The doubts of the Parish Communion Movement’s critics — the belief that a service of holy communion is exclusive or alienating — have their echoes today. And Professor Davison suggests that it’s “not for nothing” that the most popular services in Oxbridge colleges are evensongs. “The counter-position is that sometimes you want to display to the world the thing that moves your heart, and is at the centre of everything,” he says. “They don’t have to exclude one another.”

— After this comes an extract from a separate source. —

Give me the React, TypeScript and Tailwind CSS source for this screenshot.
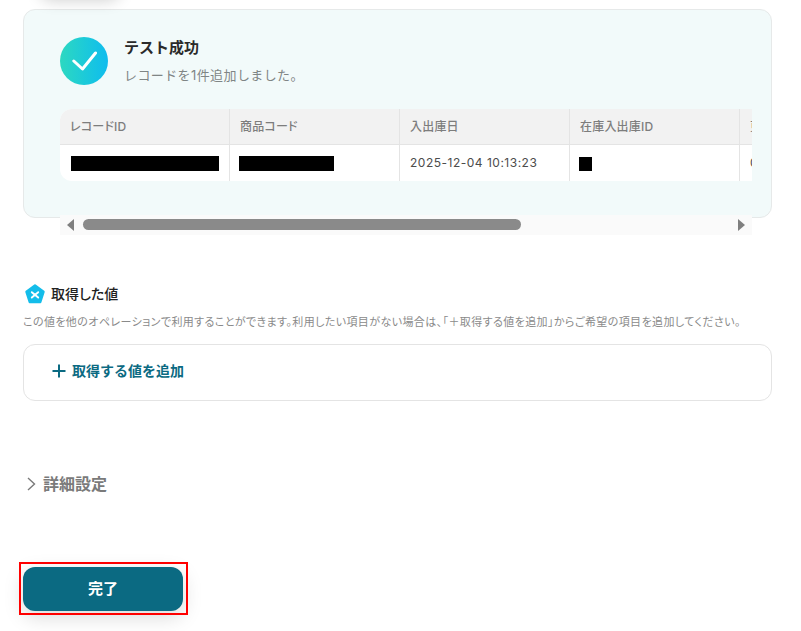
import React from "react";

const columns = [
  { label: "レコードID" },
  { label: "商品コード" },
  { label: "入出庫日" },
  { label: "在庫入出庫ID" },
  { label: "更新日時" },
];

const Redacted: React.FC<{ className: string }> = ({ className }) => <div className={`bg-black ${className}`} />;

const App: React.FC = () => {
  return (
    <div className="relative h-[631px] w-[801px] overflow-hidden bg-white px-[23px] pt-[9px] font-['Inter','Noto_Sans_CJK_JP',sans-serif]">
      {/* shadow of the button scrolled off the top */}
      <div className="absolute -top-[44px] left-[40px] h-[40px] w-[80px] rounded-xl shadow-[0_4px_16px_rgba(0,0,0,0.2)]" />

      {/* result card */}
      <div className="h-[209px] w-[749px] rounded-xl border border-[#e6e9e9] bg-[#f2fafa] pl-[36px] pr-[19px] pt-[27px]">
        <div className="flex gap-4">
          <div className="flex h-12 w-12 items-center justify-center rounded-full bg-gradient-to-r from-[#2dd8c0] to-[#10bcee]">
            <svg width="26" height="22" viewBox="0 0 26 22" fill="none">
              <path d="M2.8 11 L11.5 19 L24.5 3" stroke="#fff" strokeWidth="3" strokeLinecap="round" strokeLinejoin="round" />
            </svg>
          </div>
          <div>
            <p className="mt-[1px] text-[15px] font-semibold leading-5 text-[#2a2a2a]">テスト成功</p>
            <p className="mt-[7px] text-[13px] leading-5 tracking-[0.4px] text-[#7f8585]">レコードを1件追加しました。</p>
          </div>
        </div>

        <div className="mt-[24px] h-[72px] w-[692px] overflow-hidden rounded-l-xl bg-white">
          <div className="flex h-[36px] w-[900px] border-b border-[#e4e4e4] bg-[#f2f2f2]">
            {columns.map((col) => (
              <div key={col.label} className="flex w-[170px] shrink-0 items-center border-r border-[#e4e4e4] pl-[10px] text-xs font-medium tracking-[0.2px] text-[#7d7d7d] [font-feature-settings:'palt']">
                {col.label}
              </div>
            ))}
          </div>
          <div className="flex h-[36px] w-[900px]">
            <div className="flex w-[170px] shrink-0 items-center border-r border-[#e4e4e4] pl-[11px]">
              <Redacted className="h-[15px] w-[148px]" />
            </div>
            <div className="flex w-[170px] shrink-0 items-center border-r border-[#e4e4e4] pl-[9px]">
              <Redacted className="h-[15px] w-[95px]" />
            </div>
            <div className="flex w-[170px] shrink-0 items-center border-r border-[#e4e4e4] pl-[10px] text-xs tracking-[0.5px] text-[#4c4c4c]">
              2025-12-04 10:13:23
            </div>
            <div className="flex w-[170px] shrink-0 items-center border-r border-[#e4e4e4] pl-[9px]">
              <Redacted className="mt-[2px] h-[14px] w-[13px]" />
            </div>
            <div className="flex w-[170px] shrink-0 items-center pl-[10px] text-xs text-[#4c4c4c]">0</div>
          </div>
        </div>

        {/* horizontal scrollbar */}
        <div className="mt-[34px] flex h-5 w-[692px] items-center bg-[#fafafa] pb-[1px] pl-[7px]">
          <div className="h-0 w-0 border-y-[6.5px] border-r-[7px] border-y-transparent border-r-[#7f7f7f]" />
          <div className="ml-[9px] h-[11px] w-[438px] rounded-full bg-[#8a8a8a]" />
          <div className="ml-[217px] h-0 w-0 border-y-[6.5px] border-l-[7px] border-y-transparent border-l-[#7f7f7f]" />
        </div>
      </div>

      {/* fetched values */}
      <div className="mt-[66px] flex h-5 items-center pl-[2px]">
        <svg width="20" height="20" viewBox="0 0 20 20">
          <path d="M10 1.5 L18.5 7.8 L15.3 18 L4.7 18 L1.5 7.8 Z" fill="#14bdea" stroke="#14bdea" strokeWidth="2.4" strokeLinejoin="round" />
          <path d="M6.8 8.2 L13.2 13.6 M13.2 8.2 L6.8 13.6" stroke="#fff" strokeWidth="1.9" strokeLinecap="round" />
        </svg>
        <p className="ml-[6px] text-sm font-medium text-[#222] [font-feature-settings:'palt']">取得した値</p>
      </div>
      <p className="mt-[8px] whitespace-nowrap text-[11px] leading-5 tracking-[0.4px] text-[#8a8a8a] [font-feature-settings:'palt']">
        この値を他のオペレーションで利用することができます。利用したい項目がない場合は、「＋取得する値を追加」からご希望の項目を追加してください。
      </p>
      <div className="mt-[12px] flex h-[57px] w-[749px] items-center rounded-xl border border-[#e4e4e4] pb-[3px] pl-[28px]">
        <svg width="14" height="14" viewBox="0 0 14 14" className="text-[#0b6a82]">
          <path d="M7 0.5 V13.5 M0.5 7 H13.5" stroke="currentColor" strokeWidth="2" />
        </svg>
        <span className="ml-[6px] text-sm font-bold text-[#0b6a82]">取得する値を追加</span>
      </div>

      {/* advanced settings */}
      <div className="mt-[73px] flex h-5 items-center pl-[4px]">
        <svg width="9" height="14" viewBox="0 0 9 14" fill="none">
          <path d="M1 1 L7.5 7 L1 13" stroke="#7a7a7a" strokeWidth="1.4" />
        </svg>
        <span className="ml-[7px] text-base font-bold text-[#7a7a7a]">詳細設定</span>
      </div>

      {/* submit */}
      <div className="relative mt-[73px] w-[160px]">
        <button className="h-[44px] w-[160px] rounded-xl bg-[#0b6a82] text-[15px] font-bold text-white shadow-[0_6px_20px_rgba(0,0,0,0.15)]">
          完了
        </button>
        <div className="absolute -bottom-[4px] -left-[4px] -right-[5px] -top-[5px] border-2 border-[#f00]" />
      </div>
    </div>
  );
};

export default App;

At St Mary’s, the family service alternates between a service of the word and a eucharist, but, at every eucharist, Mthr Folkes makes sure to say that “This is part of the Christian life; one day you will be part of this.” She has become alert to the danger of “projecting nervousness” on to those new to the Church. “Now, I just talk about ‘one day’. . . I make it very warm, almost as if it’s a foregone conclusion. . . ‘If you are coming into the Body of Christ, worshipping with us, praying with us, then inevitably you will become part of this’ — being really positive about that, really open and welcoming and inviting and showing what that paths looks like.
She observes: “If you view the altar rail as a gate that you are holding open for people to come, then I think it changes the whole approach. . . People are hungry for it, and want to be invited into it.” This must be the starting point, she suggests. “If we look at whether it’s possible first, then we will find ways of ruling it out.”